**EXERCISE AIM:**
Every line of the listing must be reproduced as it stands. Leave the images behind.

**DATA SHOWN:**
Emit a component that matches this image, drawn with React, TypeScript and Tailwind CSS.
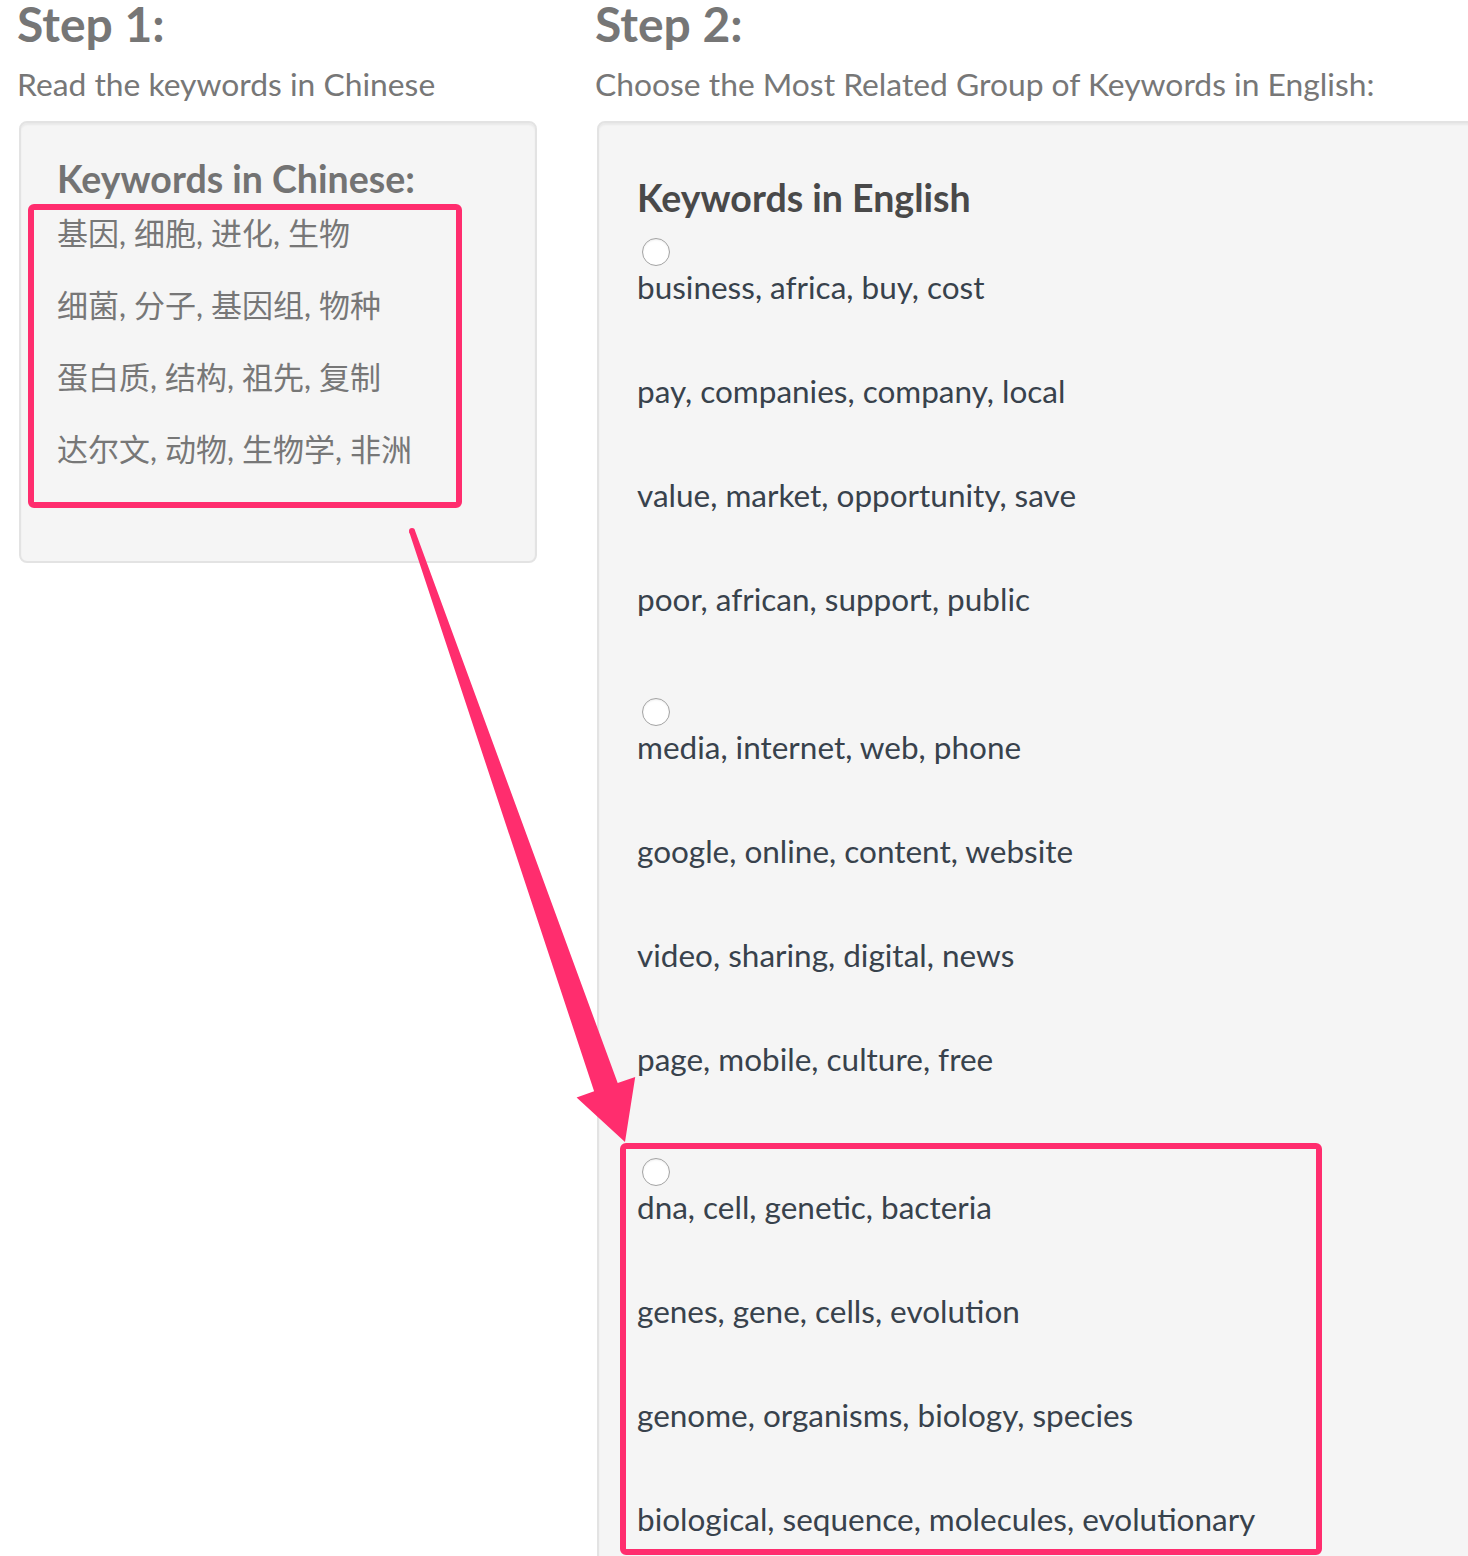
import React from "react";

const zh = [
  "基因, 细胞, 进化, 生物",
  "细菌, 分子, 基因组, 物种",
  "蛋白质, 结构, 祖先, 复制",
  "达尔文, 动物, 生物学, 非洲",
];

const groups = [
  [
    "business, africa, buy, cost",
    "pay, companies, company, local",
    "value, market, opportunity, save",
    "poor, african, support, public",
  ],
  [
    "media, internet, web, phone",
    "google, online, content, website",
    "video, sharing, digital, news",
    "page, mobile, culture, free",
  ],
  [
    "dna, cell, genetic, bacteria",
    "genes, gene, cells, evolution",
    "genome, organisms, biology, species",
    "biological, sequence, molecules, evolutionary",
  ],
];

function Annotations() {
  const T = [412, 531];
  const P = [625, 1142];
  const dx = P[0] - T[0];
  const dy = P[1] - T[1];
  const len = Math.sqrt(dx * dx + dy * dy);
  const u = [dx / len, dy / len];
  const n = [u[1], -u[0]];
  const B = [P[0] - 58 * u[0], P[1] - 58 * u[1]];
  const pt = (base: number[], k: number) =>
    `${(base[0] + k * n[0]).toFixed(1)},${(base[1] + k * n[1]).toFixed(1)}`;
  const points = [
    pt(T, -3),
    pt(B, -12.5),
    pt(B, -31),
    `${P[0]},${P[1]}`,
    pt(B, 31),
    pt(B, 12.5),
    pt(T, 3),
  ].join(" ");
  return (
    <svg
      className="pointer-events-none absolute left-0 top-0"
      width={1468}
      height={1556}
      viewBox="0 0 1468 1556"
    >
      <rect x={31} y={207} width={428} height={298} rx={3} fill="none" stroke="#ff2d6e" strokeWidth={6} />
      <rect x={623} y={1146} width={696} height={406} rx={3} fill="none" stroke="#ff2d6e" strokeWidth={6} />
      <polygon points={points} fill="#ff2d6e" strokeLinejoin="round" />
      <circle cx={T[0]} cy={T[1]} r={3} fill="#ff2d6e" />
    </svg>
  );
}

export default function App() {
  return (
    <div className="relative h-[1556px] w-[1468px] overflow-hidden bg-white font-['Lato','Noto_Sans_CJK_SC',sans-serif]">
      <div className="flex gap-[60px] pl-[19px]">
        {/* Step 1 */}
        <div className="w-[518px] shrink-0">
          <h1 className="-ml-[2px] text-[48px] font-bold leading-[48px] text-[#767676]">Step 1:</h1>
          <p className="-ml-[2px] mt-[20px] text-[31.8px] leading-[32px] text-[#777777]">
            Read the keywords in Chinese
          </p>
          <div className="mt-[21px] rounded-[8px] border-2 border-[#e3e3e3] bg-[#f5f5f5] pb-[76px] pl-[36px] pr-[38px] pt-[38px] shadow-[inset_0_2px_2px_rgba(0,0,0,0.05)]">
            <h4 className="text-[37.5px] font-bold leading-[36px] text-[#737373]">Keywords in Chinese:</h4>
            {zh.map((l) => (
              <div key={l} className="text-[31px] leading-[72px] text-[#777777]">
                {l}
              </div>
            ))}
          </div>
        </div>

        {/* Step 2 */}
        <div className="w-[900px] shrink-0">
          <h1 className="-ml-[2px] text-[48px] font-bold leading-[48px] text-[#767676]">Step 2:</h1>
          <p className="-ml-[2px] mt-[20px] text-[31.8px] leading-[32px] text-[#777777]">
            Choose the Most Related Group of Keywords in English:
          </p>
          <div className="mt-[21px] rounded-[8px] border-2 border-[#e3e3e3] bg-[#f5f5f5] px-[38px] pb-[38px] pt-[38px] shadow-[inset_0_2px_2px_rgba(0,0,0,0.05)]">
            <h3 className="mt-[19px] text-[37.5px] font-bold leading-[36px] text-[#494949]">
              Keywords in English
            </h3>
            <div className="mt-[22px] flex flex-col gap-[83px]">
              {groups.map((g, gi) => (
                <div key={gi} className="flex flex-col">
                  <input
                    type="radio"
                    name="group"
                    className="ml-[5px] block h-[28px] w-[28px] appearance-none rounded-full border border-[#a3a3a3] bg-white shadow-[inset_0_1px_2px_rgba(0,0,0,0.08)]"
                  />
                  <div className="mt-[5px] flex flex-col gap-[72px]">
                    {g.map((l) => (
                      <div key={l} className="text-[31.5px] leading-[32px] text-[#38424c]">
                        {l}
                      </div>
                    ))}
                  </div>
                </div>
              ))}
            </div>
          </div>
        </div>
      </div>
      <Annotations />
    </div>
  );
}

**ANSWER:**
Emit a component that matches this image, drawn with React, TypeScript and Tailwind CSS.
import React from "react";

const zh = [
  "基因, 细胞, 进化, 生物",
  "细菌, 分子, 基因组, 物种",
  "蛋白质, 结构, 祖先, 复制",
  "达尔文, 动物, 生物学, 非洲",
];

const groups = [
  [
    "business, africa, buy, cost",
    "pay, companies, company, local",
    "value, market, opportunity, save",
    "poor, african, support, public",
  ],
  [
    "media, internet, web, phone",
    "google, online, content, website",
    "video, sharing, digital, news",
    "page, mobile, culture, free",
  ],
  [
    "dna, cell, genetic, bacteria",
    "genes, gene, cells, evolution",
    "genome, organisms, biology, species",
    "biological, sequence, molecules, evolutionary",
  ],
];

function Annotations() {
  const T = [412, 531];
  const P = [625, 1142];
  const dx = P[0] - T[0];
  const dy = P[1] - T[1];
  const len = Math.sqrt(dx * dx + dy * dy);
  const u = [dx / len, dy / len];
  const n = [u[1], -u[0]];
  const B = [P[0] - 58 * u[0], P[1] - 58 * u[1]];
  const pt = (base: number[], k: number) =>
    `${(base[0] + k * n[0]).toFixed(1)},${(base[1] + k * n[1]).toFixed(1)}`;
  const points = [
    pt(T, -3),
    pt(B, -12.5),
    pt(B, -31),
    `${P[0]},${P[1]}`,
    pt(B, 31),
    pt(B, 12.5),
    pt(T, 3),
  ].join(" ");
  return (
    <svg
      className="pointer-events-none absolute left-0 top-0"
      width={1468}
      height={1556}
      viewBox="0 0 1468 1556"
    >
      <rect x={31} y={207} width={428} height={298} rx={3} fill="none" stroke="#ff2d6e" strokeWidth={6} />
      <rect x={623} y={1146} width={696} height={406} rx={3} fill="none" stroke="#ff2d6e" strokeWidth={6} />
      <polygon points={points} fill="#ff2d6e" strokeLinejoin="round" />
      <circle cx={T[0]} cy={T[1]} r={3} fill="#ff2d6e" />
    </svg>
  );
}

export default function App() {
  return (
    <div className="relative h-[1556px] w-[1468px] overflow-hidden bg-white font-['Lato','Noto_Sans_CJK_SC',sans-serif]">
      <div className="flex gap-[60px] pl-[19px]">
        {/* Step 1 */}
        <div className="w-[518px] shrink-0">
          <h1 className="-ml-[2px] text-[48px] font-bold leading-[48px] text-[#767676]">Step 1:</h1>
          <p className="-ml-[2px] mt-[20px] text-[31.8px] leading-[32px] text-[#777777]">
            Read the keywords in Chinese
          </p>
          <div className="mt-[21px] rounded-[8px] border-2 border-[#e3e3e3] bg-[#f5f5f5] pb-[76px] pl-[36px] pr-[38px] pt-[38px] shadow-[inset_0_2px_2px_rgba(0,0,0,0.05)]">
            <h4 className="text-[37.5px] font-bold leading-[36px] text-[#737373]">Keywords in Chinese:</h4>
            {zh.map((l) => (
              <div key={l} className="text-[31px] leading-[72px] text-[#777777]">
                {l}
              </div>
            ))}
          </div>
        </div>

        {/* Step 2 */}
        <div className="w-[900px] shrink-0">
          <h1 className="-ml-[2px] text-[48px] font-bold leading-[48px] text-[#767676]">Step 2:</h1>
          <p className="-ml-[2px] mt-[20px] text-[31.8px] leading-[32px] text-[#777777]">
            Choose the Most Related Group of Keywords in English:
          </p>
          <div className="mt-[21px] rounded-[8px] border-2 border-[#e3e3e3] bg-[#f5f5f5] px-[38px] pb-[38px] pt-[38px] shadow-[inset_0_2px_2px_rgba(0,0,0,0.05)]">
            <h3 className="mt-[19px] text-[37.5px] font-bold leading-[36px] text-[#494949]">
              Keywords in English
            </h3>
            <div className="mt-[22px] flex flex-col gap-[83px]">
              {groups.map((g, gi) => (
                <div key={gi} className="flex flex-col">
                  <input
                    type="radio"
                    name="group"
                    className="ml-[5px] block h-[28px] w-[28px] appearance-none rounded-full border border-[#a3a3a3] bg-white shadow-[inset_0_1px_2px_rgba(0,0,0,0.08)]"
                  />
                  <div className="mt-[5px] flex flex-col gap-[72px]">
                    {g.map((l) => (
                      <div key={l} className="text-[31.5px] leading-[32px] text-[#38424c]">
                        {l}
                      </div>
                    ))}
                  </div>
                </div>
              ))}
            </div>
          </div>
        </div>
      </div>
      <Annotations />
    </div>
  );
}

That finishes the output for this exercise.